** BEGIN **

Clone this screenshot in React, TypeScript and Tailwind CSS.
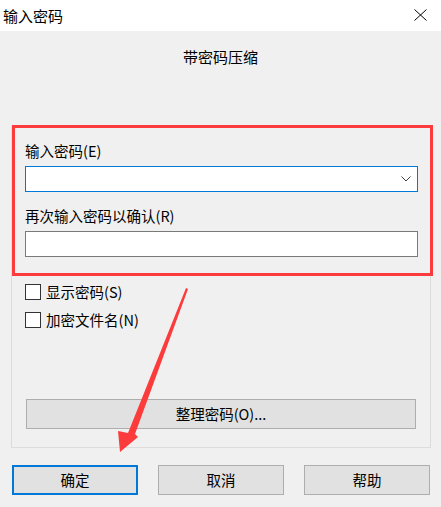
const font = { fontFamily: '"Noto Sans CJK SC", "Noto Sans", sans-serif' };

function Checkbox({ label }: { label: string }) {
  return (
    <label className="flex h-4 items-center gap-[5px]">
      <span className="h-4 w-4 border border-[#333333] bg-white" />
      <span className="text-[14.5px] leading-5 text-black">{label}</span>
    </label>
  );
}

function Button({ label, primary }: { label: string; primary?: boolean }) {
  return (
    <button
      className={`h-[30px] w-[126px] bg-[#e1e1e1] text-[14.5px] text-black ${
        primary ? "border-2 border-[#0078d7]" : "border border-[#adadad]"
      }`}
    >
      {label}
    </button>
  );
}

export default function App() {
  return (
    <div className="relative h-[507px] w-[441px] overflow-hidden bg-[#f0f0f0]" style={font}>
      {/* title bar */}
      <div className="flex h-[31px] items-center justify-between bg-white pl-[3px] pr-[14px]">
        <span className="text-[15px] leading-5 text-black">输入密码</span>
        <svg width="13" height="12" viewBox="0 0 13 12" className="mt-[-1px]">
          <path d="M0.5 0.5 L12.5 11.5 M12.5 0.5 L0.5 11.5" stroke="#000" strokeWidth="1" />
        </svg>
      </div>

      <div className="px-[11px]">
        <div className="mt-4 text-center text-[15px] leading-5 text-black">带密码压缩</div>

        {/* group box */}
        <div className="mt-[59px] w-[420px] border border-[#dcdcdc] pb-[18px] pl-[13px] pr-[12px] pt-[14px]">
          <div className="text-[14.5px] leading-5 text-black">输入密码(E)</div>
          <div className="mt-[5px] flex h-[26px] items-center justify-end border border-[#0078d7] bg-white pr-[6px]">
            <svg width="10" height="6" viewBox="0 0 10 6">
              <path d="M0.5 0.5 L5 5 L9.5 0.5" fill="none" stroke="#444" strokeWidth="1" />
            </svg>
          </div>
          <div className="mt-[14px] text-[14.5px] leading-5 text-black">再次输入密码以确认(R)</div>
          <div className="mt-[5px] h-[26px] border border-[#7a7a7a] bg-white" />

          <div className="mt-[27px] flex flex-col gap-3">
            <Checkbox label="显示密码(S)" />
            <Checkbox label="加密文件名(N)" />
          </div>

          <button className="ml-px mt-[71px] h-[30px] w-[390px] border border-[#adadad] bg-[#e1e1e1] text-[14.5px] text-black">
            整理密码(O)...
          </button>
        </div>

        {/* dialog buttons */}
        <div className="mt-[17px] flex gap-5 pl-px">
          <Button label="确定" primary />
          <Button label="取消" />
          <Button label="帮助" />
        </div>
      </div>

      {/* annotation overlay */}
      <div className="pointer-events-none absolute left-[12px] top-[125px] h-[151px] w-[421px] border-[3px] border-[#fc3c3c]" />
      <svg className="pointer-events-none absolute left-0 top-0" width="441" height="507">
        <polygon
          points="186,288 188,289 135,434 138,437 120,452 118,431 128,433"
          fill="#fc3c3c"
        />
      </svg>
    </div>
  );
}
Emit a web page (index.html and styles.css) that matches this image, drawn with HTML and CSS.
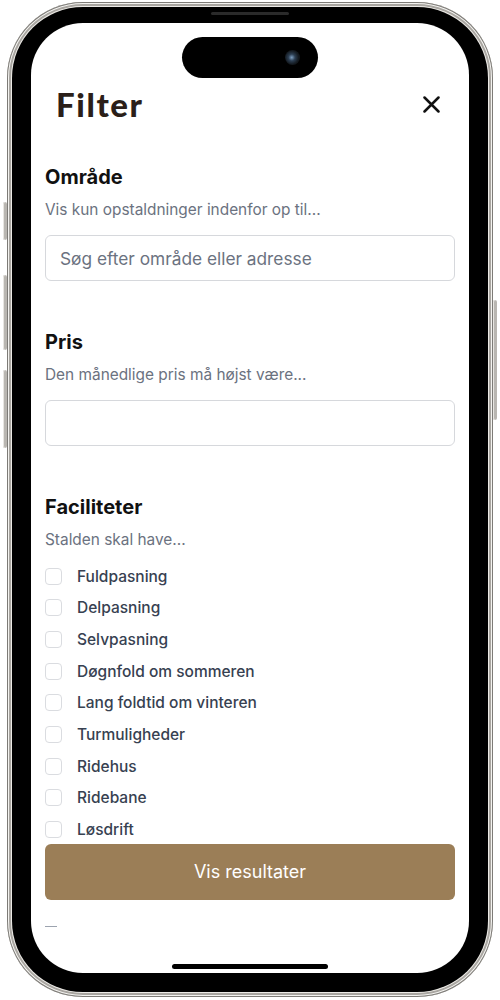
FILE: index.html
```html
<!DOCTYPE html>
<html lang="da">
<head>
  <meta charset="UTF-8">
  <meta name="viewport" content="width=device-width, initial-scale=1.0">
  <title>Filter</title>
  <link rel="stylesheet" href="styles.css">
</head>
<body>

  <div class="phone">
    <!-- side buttons -->
    <span class="side-btn action"></span>
    <span class="side-btn vol-up"></span>
    <span class="side-btn vol-down"></span>
    <span class="side-btn power"></span>

    <div class="bezel">
      <span class="speaker"></span>

      <div class="screen">
        <div class="island"><span class="camera"></span></div>

        <div class="filter-header">
          <h1>Filter</h1>
          <button class="close-button" aria-label="Luk">
            <svg width="17" height="17" viewBox="0 0 17 17">
              <path d="M1.5 1.5 L15.5 15.5 M15.5 1.5 L1.5 15.5" stroke="#111" stroke-width="2.5" stroke-linecap="round"/>
            </svg>
          </button>
        </div>

        <!-- Område -->
        <div class="section first">
          <h2>Område</h2>
          <p class="hint">Vis kun opstaldninger indenfor op til...</p>
          <input class="text-input" type="text" placeholder="Søg efter område eller adresse">
        </div>

        <!-- Pris -->
        <div class="section">
          <h2>Pris</h2>
          <p class="hint">Den månedlige pris må højst være...</p>
          <input class="text-input" type="text">
        </div>

        <!-- Faciliteter -->
        <div class="section">
          <h2>Faciliteter</h2>
          <p class="hint">Stalden skal have...</p>
          <div class="checklist">
            <label class="check-row"><span class="box"></span>Fuldpasning</label>
            <label class="check-row"><span class="box"></span>Delpasning</label>
            <label class="check-row"><span class="box"></span>Selvpasning</label>
            <label class="check-row"><span class="box"></span>Døgnfold om sommeren</label>
            <label class="check-row"><span class="box"></span>Lang foldtid om vinteren</label>
            <label class="check-row"><span class="box"></span>Turmuligheder</label>
            <label class="check-row"><span class="box"></span>Ridehus</label>
            <label class="check-row"><span class="box"></span>Ridebane</label>
            <label class="check-row"><span class="box"></span>Løsdrift</label>
          </div>
        </div>

        <button class="results-button">Vis resultater</button>
        <div class="dash"></div>

        <span class="home-bar"></span>
      </div>
    </div>
  </div>

</body>
</html>
```

FILE: styles.css
```css
/* Page */
body {
  margin: 0;
  background-color: #fff;
  font-family: Inter, "Noto Sans", sans-serif;
}

/* Phone frame */
.phone {
  position: relative;
  width: 486px;
  height: 995px;
  margin: 2px 0 0 7px;
  padding: 5px;
  box-sizing: border-box;
  border-radius: 76px;
  background: #c8c5c0;
  box-shadow: inset 0 0 0 1px #7d7b77, inset 0 0 0 2px #f4f3f0, inset 0 0 0 4px #a9a6a1;
}

.side-btn {
  position: absolute;
  width: 4px;
  background: #b9b6b1;
  border-radius: 2px;
  box-shadow: inset 1px 0 0 #e8e6e2;
}

.side-btn.action { left: -4px; top: 200px; height: 38px; }
.side-btn.vol-up { left: -4px; top: 273px; height: 75px; }
.side-btn.vol-down { left: -4px; top: 368px; height: 78px; }
.side-btn.power { right: -4px; top: 298px; height: 120px; }

.bezel {
  position: relative;
  height: 100%;
  padding: 16px 19px 19px;
  box-sizing: border-box;
  border-radius: 71px;
  background-color: #000;
  box-shadow: 0 0 0 1px #eceae6;
}

.speaker {
  position: absolute;
  left: 199px;
  top: 5px;
  width: 78px;
  height: 3px;
  border-radius: 2px;
  background: #2a2a2a;
}

.screen {
  position: relative;
  height: 100%;
  padding: 61px 14px 0;
  box-sizing: border-box;
  border-radius: 52px;
  background-color: #fff;
  overflow: hidden;
}

.island {
  position: absolute;
  left: 151px;
  top: 14px;
  width: 136px;
  height: 41px;
  border-radius: 21px;
  background: #000;
}

.camera {
  position: absolute;
  right: 18px;
  top: 13px;
  width: 15px;
  height: 15px;
  border-radius: 50%;
  background: radial-gradient(circle at 45% 50%, #7d9ec0 0%, #2c3e52 30%, #141a20 60%, #0a0a0a 100%);
}

.home-bar {
  position: absolute;
  left: 141px;
  bottom: 4px;
  width: 156px;
  height: 5px;
  border-radius: 3px;
  background: #000;
}

/* Header */
.filter-header {
  display: flex;
  justify-content: space-between;
  align-items: center;
  padding: 0 15px 0 11px;
  height: 40px;
}

.filter-header h1 {
  margin: 0;
  font-family: Lato, Inter, sans-serif;
  font-weight: 900;
  font-size: 33px;
  line-height: 40px;
  letter-spacing: 1.6px;
  color: #2b1f19;
}

.close-button {
  display: flex;
  padding: 0;
  border: none;
  background: none;
}

/* Sections */
.section {
  margin-top: 49px;
}

.section.first {
  margin-top: 41px;
}

.section h2 {
  margin: 0;
  font-size: 20px;
  line-height: 24px;
  font-weight: 700;
  color: #111;
}

.hint {
  margin: 11px 0 0;
  font-size: 15.4px;
  line-height: 20px;
  color: #6b7280;
}

.text-input {
  display: block;
  width: 100%;
  height: 46px;
  margin-top: 15px;
  padding: 0 14px;
  box-sizing: border-box;
  border: 1px solid #d6d8dc;
  border-radius: 6px;
  font-family: inherit;
  font-size: 17.3px;
  color: #111;
  outline: none;
}

.text-input::placeholder {
  color: #6b7280;
}

/* Checkboxes */
.checklist {
  display: flex;
  flex-direction: column;
  gap: 14.7px;
  margin-top: 17.5px;
}

.check-row {
  display: flex;
  align-items: center;
  gap: 15px;
  height: 17px;
  font-size: 15.5px;
  font-weight: 500;
  line-height: 17px;
  color: #374151;
}

.box {
  width: 15px;
  height: 15px;
  border: 1px solid #dadce0;
  border-radius: 4px;
  background: #fff;
  flex-shrink: 0;
}

/* Submit */
.results-button {
  display: block;
  width: 100%;
  height: 56px;
  margin-top: 5.5px;
  border: none;
  border-radius: 6px;
  background-color: #9b7e57;
  color: #fff;
  font-family: inherit;
  font-size: 18px;
}

.dash {
  width: 12px;
  height: 1.5px;
  margin-top: 26px;
  background: #9ca3af;
}
```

** END **

**WHAT NEEDS TO BE DONE**:
Locate the string "index" in the listing above and copy every line where it occurs.

**SOLUTION**:
Emit a web page (index.html and styles.css) that matches this image, drawn with HTML and CSS.
FILE: index.html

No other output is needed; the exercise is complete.